DNA—The "recipe of life," containing inherited genetic information that helps to define physical and some behavioral traits.

epigenetics—The study of how environmental factors like diet, stress and post-natal care can change gene expression (when genes turn on or off)-without altering DNA sequence.

gene—A segment of DNA that codes to make proteins and other important body chemicals.

glutamate—The most common neurotransmitter in a person's body, which increases neuronal activity, is involved in early brain development, and may also assist in learning and memory.

hippocampus—A portion of the brain involved in creating and filing new memories.

hypothalmic-pituitary-adrenal (HPA) axis—A brain-body circuit which plays a critical role in the body's response to stress.

impulse—An electrical communication signal sent between neurons by which neurons communicate with each other.

magnetic resonance imaging (MRI)mdash;An imaging technique that uses magnetic fields to take pictures of the brain's structure.

mutation—A change in the code for a gene, which may be harmless or even helpful, but sometimes give rise to disabilities or diseases.

neural circuit—A network of neurons and their interconnections.

neuron—A nerve cell that is the basic, working unit of the brain and nervous system, which processes and transmits information.

neurotransmitter—A chemical produced by neurons that carries messages to other neurons.

nucleus—A structure within a cell that contains DNA and information the cell needs for growing, staying alive, and making new neurons.

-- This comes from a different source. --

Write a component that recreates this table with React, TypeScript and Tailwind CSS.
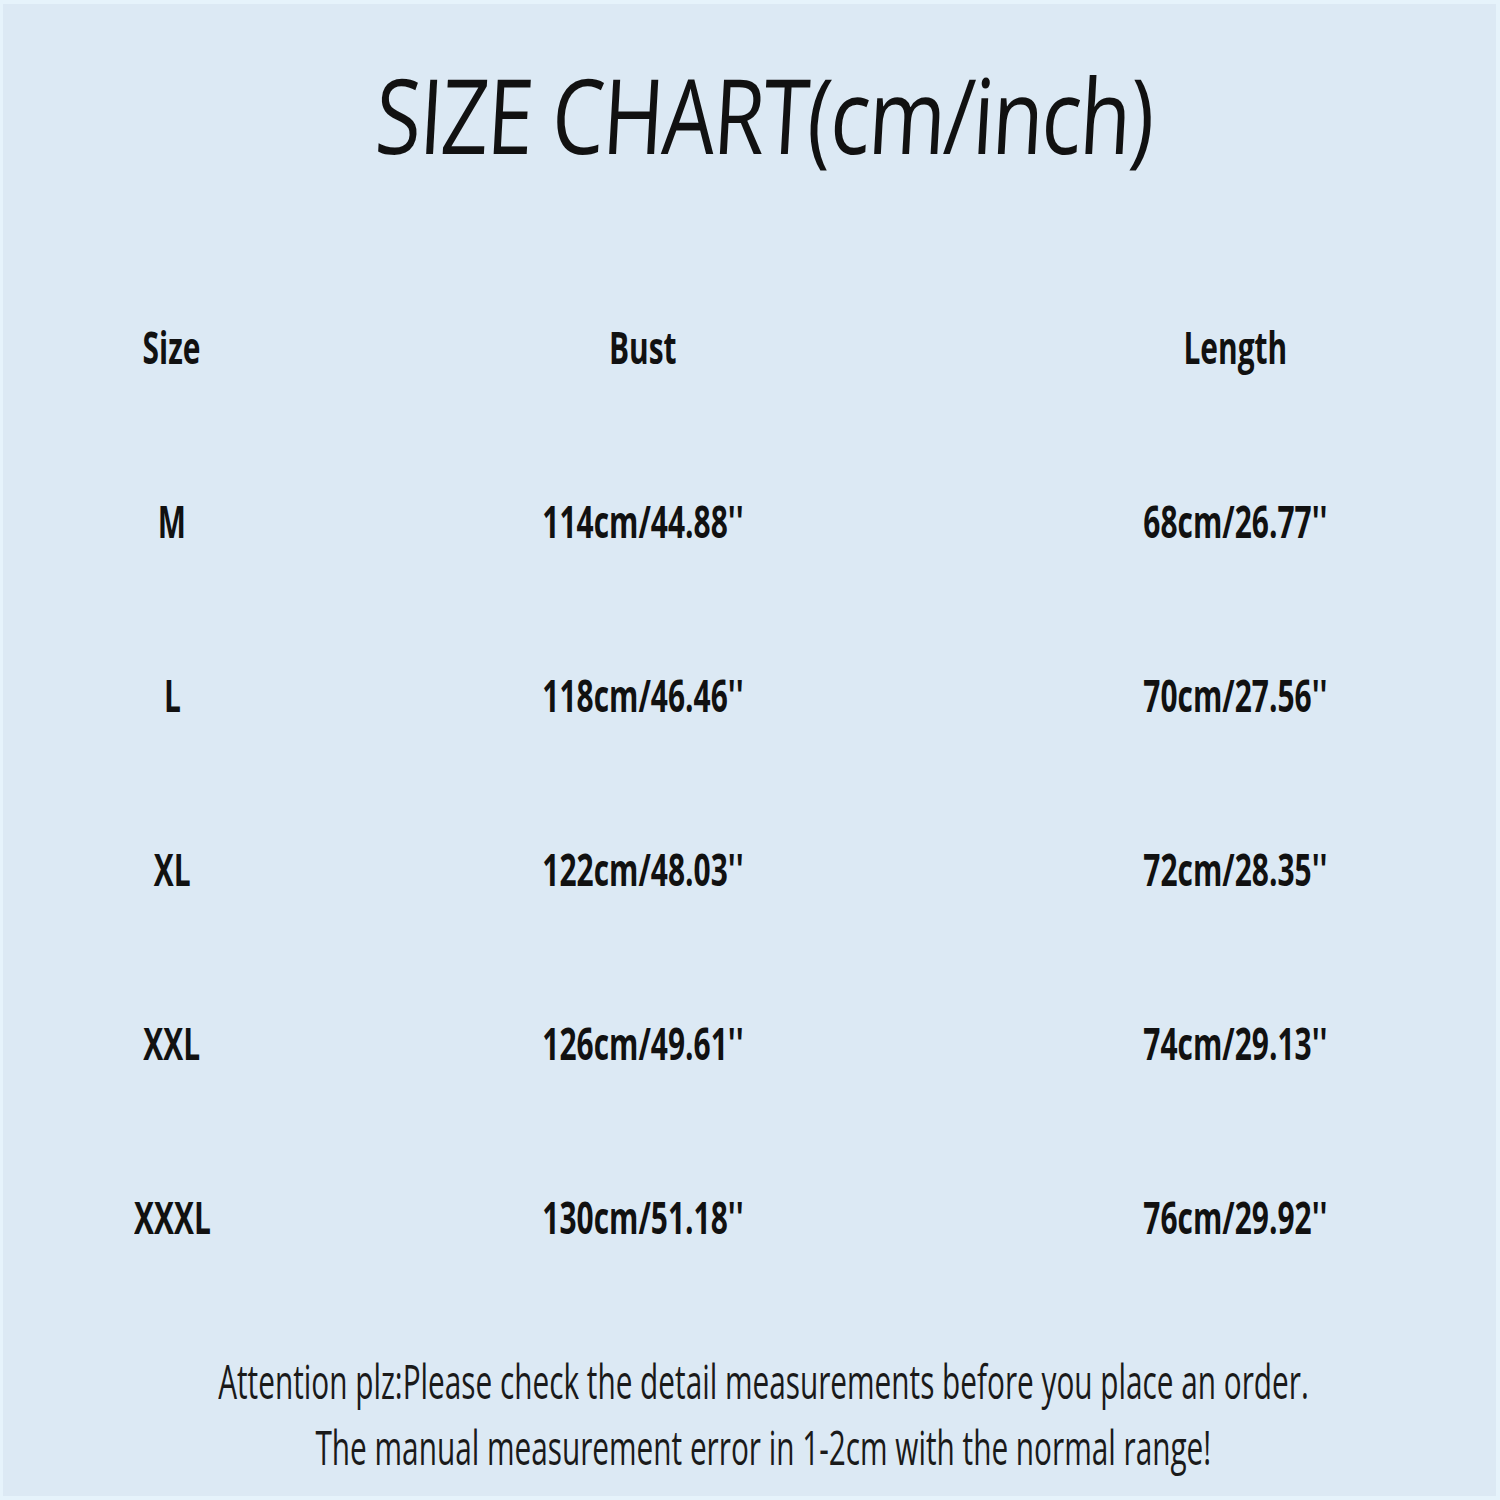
const rows = [
  ['M', '114cm/44.88\'\'', '68cm/26.77\'\''],
  ['L', '118cm/46.46\'\'', '70cm/27.56\'\''],
  ['XL', '122cm/48.03\'\'', '72cm/28.35\'\''],
  ['XXL', '126cm/49.61\'\'', '74cm/29.13\'\''],
  ['XXXL', '130cm/51.18\'\'', '76cm/29.92\'\''],
]

function Row({ cells }: { cells: string[] }) {
  return (
    <div className="grid grid-cols-[200px_742px_442px] h-[174px] items-center">
      {cells.map((c, i) => (
        <div key={i} className="text-center">
          <span className="inline-block whitespace-nowrap [transform:scaleX(0.68)]">{c}</span>
        </div>
      ))}
    </div>
  )
}

export default function App() {
  return (
    <div className="w-[1500px] h-[1500px] bg-[#e6f3fb] pt-[4px] pl-[3px] pr-[4px] pb-[4px]">
      <div className="w-full h-full bg-[#dce9f4] flex flex-col text-[#111] overflow-hidden">
        {/* Title */}
        <div className="shrink-0 h-[220px] flex items-center justify-center pl-[30px]">
          <h1 className="text-[104px] leading-none tracking-[-2px] font-normal whitespace-nowrap [font-family:'Open_Sans','DejaVu_Sans',sans-serif] [transform:scaleX(0.8)_skewX(-4deg)]">
            SIZE CHART(cm/inch)
          </h1>
        </div>

        {/* Table */}
        <div className="shrink-0 pl-[69px] pt-[36px] font-bold text-[44px] leading-none [font-family:'Open_Sans',sans-serif]">
          <Row cells={['Size', 'Bust', 'Length']} />
          {rows.map((r) => (
            <Row key={r[0]} cells={r} />
          ))}
        </div>

        {/* Notes */}
        <div className="shrink-0 mt-[44px] pl-[28px] flex flex-col items-center text-[48px] leading-[66px] [font-family:'Open_Sans',sans-serif] text-[#1a1a1a]">
          <p className="whitespace-nowrap [transform:scaleX(0.62)]">
            Attention plz:Please check the detail measurements before you place an order.
          </p>
          <p className="whitespace-nowrap [transform:scaleX(0.62)]">
            The manual measurement error in 1-2cm with the normal range!
          </p>
        </div>
      </div>
    </div>
  )
}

prefrontal cortex—A highly developed area at the front of the brain that, in humans, plays a role in executive functions such as judgment, decision making and problem solving, as well as emotional control and memory.

serotonin—A neurotransmitter that regulates many functions, including mood, appetite, and sleep.

synapse—The tiny gap between neurons, where nerve impulses are sent from one neuron to another.